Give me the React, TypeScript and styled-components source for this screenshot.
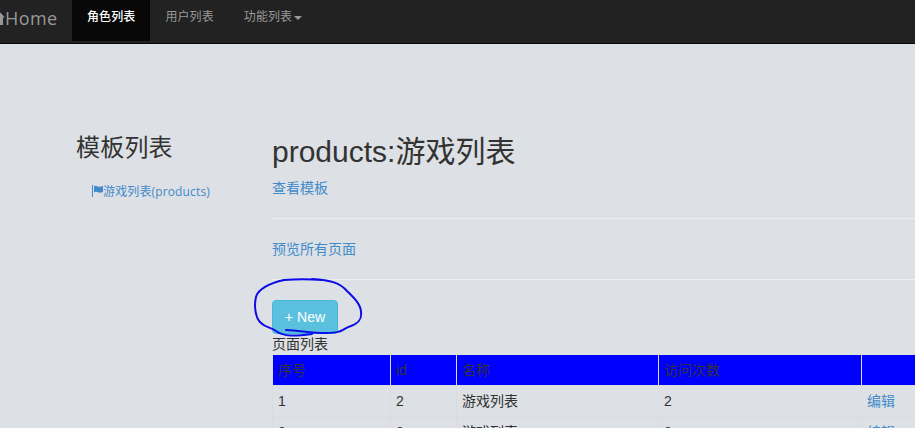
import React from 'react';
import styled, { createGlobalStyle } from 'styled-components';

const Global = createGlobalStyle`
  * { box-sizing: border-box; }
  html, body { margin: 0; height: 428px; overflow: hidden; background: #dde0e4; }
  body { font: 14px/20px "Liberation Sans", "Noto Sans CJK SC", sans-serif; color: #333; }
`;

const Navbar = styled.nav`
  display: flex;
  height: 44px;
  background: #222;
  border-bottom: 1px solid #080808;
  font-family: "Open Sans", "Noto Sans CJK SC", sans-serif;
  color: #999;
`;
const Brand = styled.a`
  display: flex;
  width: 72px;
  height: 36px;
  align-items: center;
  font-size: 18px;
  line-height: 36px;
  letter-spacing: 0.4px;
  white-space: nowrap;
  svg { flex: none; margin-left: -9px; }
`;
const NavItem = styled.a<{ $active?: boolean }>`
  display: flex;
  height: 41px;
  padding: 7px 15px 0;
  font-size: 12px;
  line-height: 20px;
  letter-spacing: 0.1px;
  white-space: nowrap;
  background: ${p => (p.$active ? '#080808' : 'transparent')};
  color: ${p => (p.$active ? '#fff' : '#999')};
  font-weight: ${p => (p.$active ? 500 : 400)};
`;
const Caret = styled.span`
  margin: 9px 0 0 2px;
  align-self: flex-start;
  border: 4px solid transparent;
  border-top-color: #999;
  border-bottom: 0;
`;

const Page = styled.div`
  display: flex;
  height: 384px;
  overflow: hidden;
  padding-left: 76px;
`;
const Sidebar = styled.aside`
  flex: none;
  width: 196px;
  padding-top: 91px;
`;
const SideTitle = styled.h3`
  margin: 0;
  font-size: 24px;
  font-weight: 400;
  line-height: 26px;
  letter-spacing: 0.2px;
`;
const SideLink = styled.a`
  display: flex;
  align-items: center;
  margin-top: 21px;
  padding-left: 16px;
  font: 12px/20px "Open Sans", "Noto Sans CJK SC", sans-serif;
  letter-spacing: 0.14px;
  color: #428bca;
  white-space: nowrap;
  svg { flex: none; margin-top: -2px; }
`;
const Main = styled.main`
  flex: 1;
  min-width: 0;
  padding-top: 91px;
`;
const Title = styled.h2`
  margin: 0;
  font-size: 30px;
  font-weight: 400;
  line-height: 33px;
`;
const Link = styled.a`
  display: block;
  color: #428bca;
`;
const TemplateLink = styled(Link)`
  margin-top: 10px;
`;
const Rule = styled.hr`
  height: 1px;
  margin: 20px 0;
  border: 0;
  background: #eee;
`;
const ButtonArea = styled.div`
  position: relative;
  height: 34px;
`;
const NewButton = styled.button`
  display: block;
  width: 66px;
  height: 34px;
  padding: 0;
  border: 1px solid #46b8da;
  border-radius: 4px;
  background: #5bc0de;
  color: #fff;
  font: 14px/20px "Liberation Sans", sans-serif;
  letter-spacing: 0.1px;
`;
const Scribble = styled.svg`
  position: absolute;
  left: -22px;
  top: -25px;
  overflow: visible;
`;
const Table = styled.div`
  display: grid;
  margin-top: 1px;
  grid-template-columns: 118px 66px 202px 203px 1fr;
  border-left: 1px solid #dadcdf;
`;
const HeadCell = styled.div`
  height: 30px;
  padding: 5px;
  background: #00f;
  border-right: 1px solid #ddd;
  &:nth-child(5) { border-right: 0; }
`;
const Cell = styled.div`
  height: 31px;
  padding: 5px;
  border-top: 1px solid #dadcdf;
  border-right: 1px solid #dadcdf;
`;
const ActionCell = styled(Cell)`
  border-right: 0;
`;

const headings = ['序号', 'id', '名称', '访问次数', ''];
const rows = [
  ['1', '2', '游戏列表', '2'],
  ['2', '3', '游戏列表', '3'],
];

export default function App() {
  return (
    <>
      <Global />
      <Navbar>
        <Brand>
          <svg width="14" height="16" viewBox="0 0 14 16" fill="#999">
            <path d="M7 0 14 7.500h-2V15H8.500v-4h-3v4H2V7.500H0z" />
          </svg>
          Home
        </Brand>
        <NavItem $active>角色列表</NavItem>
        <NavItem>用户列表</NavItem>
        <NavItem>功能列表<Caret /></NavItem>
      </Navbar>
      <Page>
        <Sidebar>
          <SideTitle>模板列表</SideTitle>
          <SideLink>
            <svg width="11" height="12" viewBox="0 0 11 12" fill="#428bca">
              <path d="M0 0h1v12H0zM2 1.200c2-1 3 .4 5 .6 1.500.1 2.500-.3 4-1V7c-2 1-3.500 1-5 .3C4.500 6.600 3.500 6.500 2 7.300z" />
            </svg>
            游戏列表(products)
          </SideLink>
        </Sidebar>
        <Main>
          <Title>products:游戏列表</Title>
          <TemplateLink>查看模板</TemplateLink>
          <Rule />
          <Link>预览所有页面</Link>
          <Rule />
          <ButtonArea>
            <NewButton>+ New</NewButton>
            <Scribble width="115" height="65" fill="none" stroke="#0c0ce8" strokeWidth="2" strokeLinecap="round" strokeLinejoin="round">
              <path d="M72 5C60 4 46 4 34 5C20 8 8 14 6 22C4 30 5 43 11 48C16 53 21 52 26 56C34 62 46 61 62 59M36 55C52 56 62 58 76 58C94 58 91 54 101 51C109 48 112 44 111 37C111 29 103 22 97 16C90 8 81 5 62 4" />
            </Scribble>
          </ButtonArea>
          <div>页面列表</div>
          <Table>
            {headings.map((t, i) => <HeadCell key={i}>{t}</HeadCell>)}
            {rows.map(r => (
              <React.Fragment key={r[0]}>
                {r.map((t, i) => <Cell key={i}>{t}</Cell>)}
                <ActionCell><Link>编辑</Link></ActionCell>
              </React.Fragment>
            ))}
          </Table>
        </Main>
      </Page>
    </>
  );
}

- **Task statement**
Copy the material above in full and exactly, skipping pictures.

- **Answer in full**
Give me the React, TypeScript and styled-components source for this screenshot.
import React from 'react';
import styled, { createGlobalStyle } from 'styled-components';

const Global = createGlobalStyle`
  * { box-sizing: border-box; }
  html, body { margin: 0; height: 428px; overflow: hidden; background: #dde0e4; }
  body { font: 14px/20px "Liberation Sans", "Noto Sans CJK SC", sans-serif; color: #333; }
`;

const Navbar = styled.nav`
  display: flex;
  height: 44px;
  background: #222;
  border-bottom: 1px solid #080808;
  font-family: "Open Sans", "Noto Sans CJK SC", sans-serif;
  color: #999;
`;
const Brand = styled.a`
  display: flex;
  width: 72px;
  height: 36px;
  align-items: center;
  font-size: 18px;
  line-height: 36px;
  letter-spacing: 0.4px;
  white-space: nowrap;
  svg { flex: none; margin-left: -9px; }
`;
const NavItem = styled.a<{ $active?: boolean }>`
  display: flex;
  height: 41px;
  padding: 7px 15px 0;
  font-size: 12px;
  line-height: 20px;
  letter-spacing: 0.1px;
  white-space: nowrap;
  background: ${p => (p.$active ? '#080808' : 'transparent')};
  color: ${p => (p.$active ? '#fff' : '#999')};
  font-weight: ${p => (p.$active ? 500 : 400)};
`;
const Caret = styled.span`
  margin: 9px 0 0 2px;
  align-self: flex-start;
  border: 4px solid transparent;
  border-top-color: #999;
  border-bottom: 0;
`;

const Page = styled.div`
  display: flex;
  height: 384px;
  overflow: hidden;
  padding-left: 76px;
`;
const Sidebar = styled.aside`
  flex: none;
  width: 196px;
  padding-top: 91px;
`;
const SideTitle = styled.h3`
  margin: 0;
  font-size: 24px;
  font-weight: 400;
  line-height: 26px;
  letter-spacing: 0.2px;
`;
const SideLink = styled.a`
  display: flex;
  align-items: center;
  margin-top: 21px;
  padding-left: 16px;
  font: 12px/20px "Open Sans", "Noto Sans CJK SC", sans-serif;
  letter-spacing: 0.14px;
  color: #428bca;
  white-space: nowrap;
  svg { flex: none; margin-top: -2px; }
`;
const Main = styled.main`
  flex: 1;
  min-width: 0;
  padding-top: 91px;
`;
const Title = styled.h2`
  margin: 0;
  font-size: 30px;
  font-weight: 400;
  line-height: 33px;
`;
const Link = styled.a`
  display: block;
  color: #428bca;
`;
const TemplateLink = styled(Link)`
  margin-top: 10px;
`;
const Rule = styled.hr`
  height: 1px;
  margin: 20px 0;
  border: 0;
  background: #eee;
`;
const ButtonArea = styled.div`
  position: relative;
  height: 34px;
`;
const NewButton = styled.button`
  display: block;
  width: 66px;
  height: 34px;
  padding: 0;
  border: 1px solid #46b8da;
  border-radius: 4px;
  background: #5bc0de;
  color: #fff;
  font: 14px/20px "Liberation Sans", sans-serif;
  letter-spacing: 0.1px;
`;
const Scribble = styled.svg`
  position: absolute;
  left: -22px;
  top: -25px;
  overflow: visible;
`;
const Table = styled.div`
  display: grid;
  margin-top: 1px;
  grid-template-columns: 118px 66px 202px 203px 1fr;
  border-left: 1px solid #dadcdf;
`;
const HeadCell = styled.div`
  height: 30px;
  padding: 5px;
  background: #00f;
  border-right: 1px solid #ddd;
  &:nth-child(5) { border-right: 0; }
`;
const Cell = styled.div`
  height: 31px;
  padding: 5px;
  border-top: 1px solid #dadcdf;
  border-right: 1px solid #dadcdf;
`;
const ActionCell = styled(Cell)`
  border-right: 0;
`;

const headings = ['序号', 'id', '名称', '访问次数', ''];
const rows = [
  ['1', '2', '游戏列表', '2'],
  ['2', '3', '游戏列表', '3'],
];

export default function App() {
  return (
    <>
      <Global />
      <Navbar>
        <Brand>
          <svg width="14" height="16" viewBox="0 0 14 16" fill="#999">
            <path d="M7 0 14 7.500h-2V15H8.500v-4h-3v4H2V7.500H0z" />
          </svg>
          Home
        </Brand>
        <NavItem $active>角色列表</NavItem>
        <NavItem>用户列表</NavItem>
        <NavItem>功能列表<Caret /></NavItem>
      </Navbar>
      <Page>
        <Sidebar>
          <SideTitle>模板列表</SideTitle>
          <SideLink>
            <svg width="11" height="12" viewBox="0 0 11 12" fill="#428bca">
              <path d="M0 0h1v12H0zM2 1.200c2-1 3 .4 5 .6 1.500.1 2.500-.3 4-1V7c-2 1-3.500 1-5 .3C4.500 6.600 3.500 6.500 2 7.300z" />
            </svg>
            游戏列表(products)
          </SideLink>
        </Sidebar>
        <Main>
          <Title>products:游戏列表</Title>
          <TemplateLink>查看模板</TemplateLink>
          <Rule />
          <Link>预览所有页面</Link>
          <Rule />
          <ButtonArea>
            <NewButton>+ New</NewButton>
            <Scribble width="115" height="65" fill="none" stroke="#0c0ce8" strokeWidth="2" strokeLinecap="round" strokeLinejoin="round">
              <path d="M72 5C60 4 46 4 34 5C20 8 8 14 6 22C4 30 5 43 11 48C16 53 21 52 26 56C34 62 46 61 62 59M36 55C52 56 62 58 76 58C94 58 91 54 101 51C109 48 112 44 111 37C111 29 103 22 97 16C90 8 81 5 62 4" />
            </Scribble>
          </ButtonArea>
          <div>页面列表</div>
          <Table>
            {headings.map((t, i) => <HeadCell key={i}>{t}</HeadCell>)}
            {rows.map(r => (
              <React.Fragment key={r[0]}>
                {r.map((t, i) => <Cell key={i}>{t}</Cell>)}
                <ActionCell><Link>编辑</Link></ActionCell>
              </React.Fragment>
            ))}
          </Table>
        </Main>
      </Page>
    </>
  );
}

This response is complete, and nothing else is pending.